With all the talk today of Mitt Romney’s "Faith and America" speech and the reference to JFK’s speech I decided to actually read the JFK speech
to the Southern Baptist Leaders in 1960. Wow what an overrated speech that was and it is quite horrid in parts with it’s modern view of Church/State separation that is quite rigid. It was interesting to read that JFK was opposed to having an ambassador to the Vatican and in fact it wasn’t till President Reagan that we had an ambassador to the Holy See. It is certainly not a speech that religious conservatives today would much like, but maybe it had helped him with borderline anti-Catholics. Though I think the funniest thing in hindsight is the idea of JFK being beholden to the Catholic Church in any way in the first place.
Mitt Romney’s speech on the other hand concentrates mostly on faith in public life and not his own faith for the most part and in fact he only mentions Mormons once. His view of church and state separation is much better than JFK’s and closer to what the founders actually intended.
…”We separate church and state affairs in this country, and for good reason. No religion should dictate to the state nor should the state interfere with the free practice of religion. But in recent years, the notion of the separation of church and state has been taken by some well beyond its original meaning. They seek to remove from the public domain any acknowledgment of God. Religion is seen as merely a private affair with no place in public life. It is as if they are intent on establishing a new religion in America the religion of secularism. They are wrong.
…”There are some who would have a presidential candidate describe and explain his church’s distinctive doctrines. To do so would enable the very religious test the founders prohibited in the Constitution. No candidate should become the spokesman for his faith. For if he becomes President he will need the prayers of the people of all faiths.
” I believe that every faith I have encountered draws its adherents closer to God. And in every faith I have come to know, there are features I wish were in my own: I love the profound ceremony of the Catholic Mass, the approachability of God in the prayers of the Evangelicals, the tenderness of spirit among the Pentecostals, the confident independence of the Lutherans, the ancient traditions of the Jews, unchanged through the ages, and the commitment to frequent prayer of the Muslims. As I travel across the country and see our towns and cities, I am always moved by the many houses of worship with their steeples, all pointing to heaven, reminding us of the source of life’s blessings.

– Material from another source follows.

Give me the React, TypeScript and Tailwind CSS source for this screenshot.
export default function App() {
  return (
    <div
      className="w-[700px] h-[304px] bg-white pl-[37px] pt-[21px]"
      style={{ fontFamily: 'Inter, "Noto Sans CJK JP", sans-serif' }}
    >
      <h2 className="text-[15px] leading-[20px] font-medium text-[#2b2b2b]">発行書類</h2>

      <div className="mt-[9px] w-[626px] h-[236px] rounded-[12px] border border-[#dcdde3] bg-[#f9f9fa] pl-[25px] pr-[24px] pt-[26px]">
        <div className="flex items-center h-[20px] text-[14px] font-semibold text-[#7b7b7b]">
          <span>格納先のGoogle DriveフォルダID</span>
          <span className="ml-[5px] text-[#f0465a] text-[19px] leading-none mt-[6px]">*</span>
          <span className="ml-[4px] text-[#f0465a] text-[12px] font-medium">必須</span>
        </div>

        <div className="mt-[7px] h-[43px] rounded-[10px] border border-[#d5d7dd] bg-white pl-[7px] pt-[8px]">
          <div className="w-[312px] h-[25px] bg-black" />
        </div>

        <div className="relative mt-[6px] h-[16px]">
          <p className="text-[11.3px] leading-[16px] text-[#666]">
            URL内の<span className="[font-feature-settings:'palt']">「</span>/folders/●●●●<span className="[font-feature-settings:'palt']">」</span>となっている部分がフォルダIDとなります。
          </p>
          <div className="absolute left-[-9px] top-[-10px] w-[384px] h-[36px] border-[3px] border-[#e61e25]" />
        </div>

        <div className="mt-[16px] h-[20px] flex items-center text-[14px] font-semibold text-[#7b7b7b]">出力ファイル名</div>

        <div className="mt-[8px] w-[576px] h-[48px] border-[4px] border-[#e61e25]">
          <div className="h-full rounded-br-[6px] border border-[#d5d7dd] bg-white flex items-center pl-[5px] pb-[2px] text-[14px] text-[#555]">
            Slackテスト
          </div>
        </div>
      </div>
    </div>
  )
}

Interesting remarks about the Catholic Mass. He must not have been to Mass at the Church John Kerry attends in Boston. Though if I were a Lutheran I think I would be miffed at Mitt. I don’t think "confident independence" is going to be a advertising motto for Lutheran churches anytime soon. "You look confidently independent. Are you a Lutheran per chance?"
…"Let me assure you that no authorities of my church, or of any other church for that matter, will ever exert influence on presidential decisions. Their authority is theirs, within the province of church affairs, and it ends where the affairs of the nation begin.
With Mormonism such a statement is more important considering that their current "prophet" can receive new revelation as has happened in the past. Maybe one day they will have one on caffeine to help out Starbucks in Utah. But if you believe in this Mormon doctrine where new revelation can contradict older ones than saying that this could have no influence on presidential decisions is to say he is not a faithful Mormon. JFK’s at least said he would step down in some theoretical case his faith conflicted with his presidency. But the purpose of this speech in the first place is to satisfy those who are concerned about his being a Mormon and it is not surprising he takes this tack, but I don’t think it helps his credibility by saying so and his credibility is already his major liability.
Jimmy Akin is not impressed with the speech and mentions how Romney wants to have it both ways. I agree with Jimmy on how the "Religious test" was misrepresented from the Constitution. Voters certainly can have a religious test in making their decisions. If a candidate was part of some doomsday cult than surely you can knock him out of contention just for that.
His speech is just too generic on faith in public life and has little to do with him as a Mormon. He obviously perceived his Mormonism as a problem to be addressed, but this speech doesn’t do it. For me there are a lot more issues I am concerned about with Mitt Romney than his Mormonism.
I heard Donny Osmond the other day in a interview he did that included a defense of Mormonism where he talked about believing what the Council of Nicea said which he thought took place sometime in the 900’s. And here I thought Mormons held that the Church became corrupted pretty much right away. Though you always do have to wonder just how much Mormons really know about their faith and its distinctive from Christianity. Those Latter Day Saint commercials constantly on TV never seem to mention Polytheism or the name of the planet God the Father came from.